→ **EXERCISE BRIEF**:
Write out the material again word for word, dropping any images it holds.

→ **GIVEN MATERIAL**:
= = = = =

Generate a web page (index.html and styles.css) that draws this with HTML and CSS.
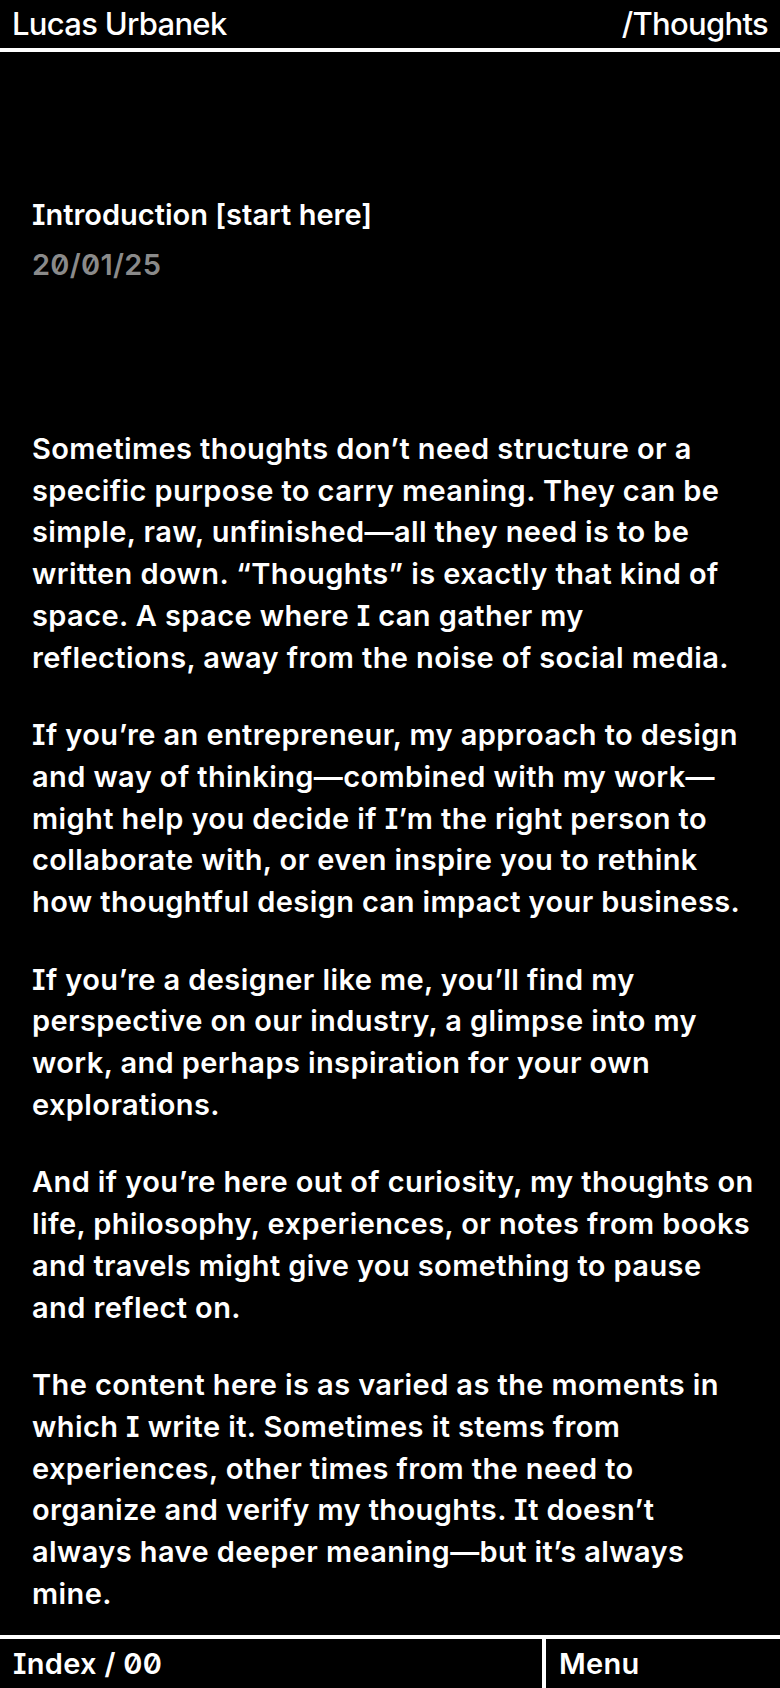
FILE: index.html
```html
<!DOCTYPE html>
<html lang="en">
<head>
<meta charset="utf-8">
<title>Thoughts — Lucas Urbanek</title>
<link rel="stylesheet" href="styles.css">
</head>
<body>
<div class="page">
  <header class="topbar">
    <span class="brand">Lucas Urbanek</span>
    <span class="section">/Thoughts</span>
  </header>
  <main class="content">
    <div class="post-head">
      <h1 class="post-title">Introduction [start here]</h1>
      <div class="post-date">20/01/25</div>
    </div>
    <article class="post-body">
      <p>Sometimes thoughts don’t need structure or a<br>specific purpose to carry meaning. They can be<br>simple, raw, unfinished—all they need is to be<br>written down. “Thoughts” is exactly that kind of<br>space. A space where I can gather my<br>reflections, away from the noise of social media.</p>
      <p>If you’re an entrepreneur, my approach to design<br>and way of thinking—combined with my work—<br>might help you decide if I’m the right person to<br>collaborate with, or even inspire you to rethink<br>how thoughtful design can impact your business.</p>
      <p>If you’re a designer like me, you’ll find my<br>perspective on our industry, a glimpse into my<br>work, and perhaps inspiration for your own<br>explorations.</p>
      <p>And if you’re here out of curiosity, my thoughts on<br>life, philosophy, experiences, or notes from books<br>and travels might give you something to pause<br>and reflect on.</p>
      <p>The content here is as varied as the moments in<br>which I write it. Sometimes it stems from<br>experiences, other times from the need to<br>organize and verify my thoughts. It doesn’t<br>always have deeper meaning—but it’s always<br>mine.</p>
    </article>
  </main>
  <footer class="bottombar">
    <div class="crumb">Index / 00</div>
    <div class="menu">Menu</div>
  </footer>
</div>
</body>
</html>
```
FILE: styles.css
```css
* { box-sizing: border-box; }
html, body {
  margin: 0;
  padding: 0;
  background: #000;
}
body {
  color: #fff;
  font-family: Inter, "Noto Sans", "Liberation Sans", sans-serif;
  font-weight: 600;
  font-feature-settings: "zero" 1, "cv08" 1;
  -webkit-font-smoothing: antialiased;
}
.page {
  height: 1688px;
  display: flex;
  flex-direction: column;
  overflow: hidden;
}
.topbar {
  flex: none;
  height: 52px;
  display: flex;
  justify-content: space-between;
  align-items: flex-start;
  padding: 0 12px;
  border-bottom: 4px solid #fff;
  font-size: 31px;
  font-weight: 500;
  line-height: 48px;
  letter-spacing: -0.7px;
}
.content {
  flex: 1;
  min-height: 0;
  padding: 141.6px 16px 0 32px;
  font-size: 29px;
  line-height: 41.8px;
  letter-spacing: 0.4px;
}
.post-head {
  margin-bottom: 142.4px;
}
.post-title {
  margin: 0 0 8.2px;
  font-size: inherit;
  font-weight: 600;
  line-height: inherit;
  letter-spacing: 0;
}
.post-date {
  color: #8a8a8a;
  letter-spacing: 0.3px;
}
.post-body p {
  margin: 0 0 35.5px;
  white-space: nowrap;
}
.bottombar {
  flex: none;
  height: 53px;
  display: grid;
  grid-template-columns: 542px 1fr;
  border-top: 4px solid #fff;
  font-size: 29px;
  line-height: 49px;
  letter-spacing: 0.3px;
}
.crumb {
  padding-left: 13px;
}
.menu {
  border-left: 4px solid #fff;
  padding-left: 13px;
}
```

= = = = =

→ **WRITTEN SOLUTION**:
Generate a web page (index.html and styles.css) that draws this with HTML and CSS.
FILE: index.html
```html
<!DOCTYPE html>
<html lang="en">
<head>
<meta charset="utf-8">
<title>Thoughts — Lucas Urbanek</title>
<link rel="stylesheet" href="styles.css">
</head>
<body>
<div class="page">
  <header class="topbar">
    <span class="brand">Lucas Urbanek</span>
    <span class="section">/Thoughts</span>
  </header>
  <main class="content">
    <div class="post-head">
      <h1 class="post-title">Introduction [start here]</h1>
      <div class="post-date">20/01/25</div>
    </div>
    <article class="post-body">
      <p>Sometimes thoughts don’t need structure or a<br>specific purpose to carry meaning. They can be<br>simple, raw, unfinished—all they need is to be<br>written down. “Thoughts” is exactly that kind of<br>space. A space where I can gather my<br>reflections, away from the noise of social media.</p>
      <p>If you’re an entrepreneur, my approach to design<br>and way of thinking—combined with my work—<br>might help you decide if I’m the right person to<br>collaborate with, or even inspire you to rethink<br>how thoughtful design can impact your business.</p>
      <p>If you’re a designer like me, you’ll find my<br>perspective on our industry, a glimpse into my<br>work, and perhaps inspiration for your own<br>explorations.</p>
      <p>And if you’re here out of curiosity, my thoughts on<br>life, philosophy, experiences, or notes from books<br>and travels might give you something to pause<br>and reflect on.</p>
      <p>The content here is as varied as the moments in<br>which I write it. Sometimes it stems from<br>experiences, other times from the need to<br>organize and verify my thoughts. It doesn’t<br>always have deeper meaning—but it’s always<br>mine.</p>
    </article>
  </main>
  <footer class="bottombar">
    <div class="crumb">Index / 00</div>
    <div class="menu">Menu</div>
  </footer>
</div>
</body>
</html>
```
FILE: styles.css
```css
* { box-sizing: border-box; }
html, body {
  margin: 0;
  padding: 0;
  background: #000;
}
body {
  color: #fff;
  font-family: Inter, "Noto Sans", "Liberation Sans", sans-serif;
  font-weight: 600;
  font-feature-settings: "zero" 1, "cv08" 1;
  -webkit-font-smoothing: antialiased;
}
.page {
  height: 1688px;
  display: flex;
  flex-direction: column;
  overflow: hidden;
}
.topbar {
  flex: none;
  height: 52px;
  display: flex;
  justify-content: space-between;
  align-items: flex-start;
  padding: 0 12px;
  border-bottom: 4px solid #fff;
  font-size: 31px;
  font-weight: 500;
  line-height: 48px;
  letter-spacing: -0.7px;
}
.content {
  flex: 1;
  min-height: 0;
  padding: 141.6px 16px 0 32px;
  font-size: 29px;
  line-height: 41.8px;
  letter-spacing: 0.4px;
}
.post-head {
  margin-bottom: 142.4px;
}
.post-title {
  margin: 0 0 8.2px;
  font-size: inherit;
  font-weight: 600;
  line-height: inherit;
  letter-spacing: 0;
}
.post-date {
  color: #8a8a8a;
  letter-spacing: 0.3px;
}
.post-body p {
  margin: 0 0 35.5px;
  white-space: nowrap;
}
.bottombar {
  flex: none;
  height: 53px;
  display: grid;
  grid-template-columns: 542px 1fr;
  border-top: 4px solid #fff;
  font-size: 29px;
  line-height: 49px;
  letter-spacing: 0.3px;
}
.crumb {
  padding-left: 13px;
}
.menu {
  border-left: 4px solid #fff;
  padding-left: 13px;
}
```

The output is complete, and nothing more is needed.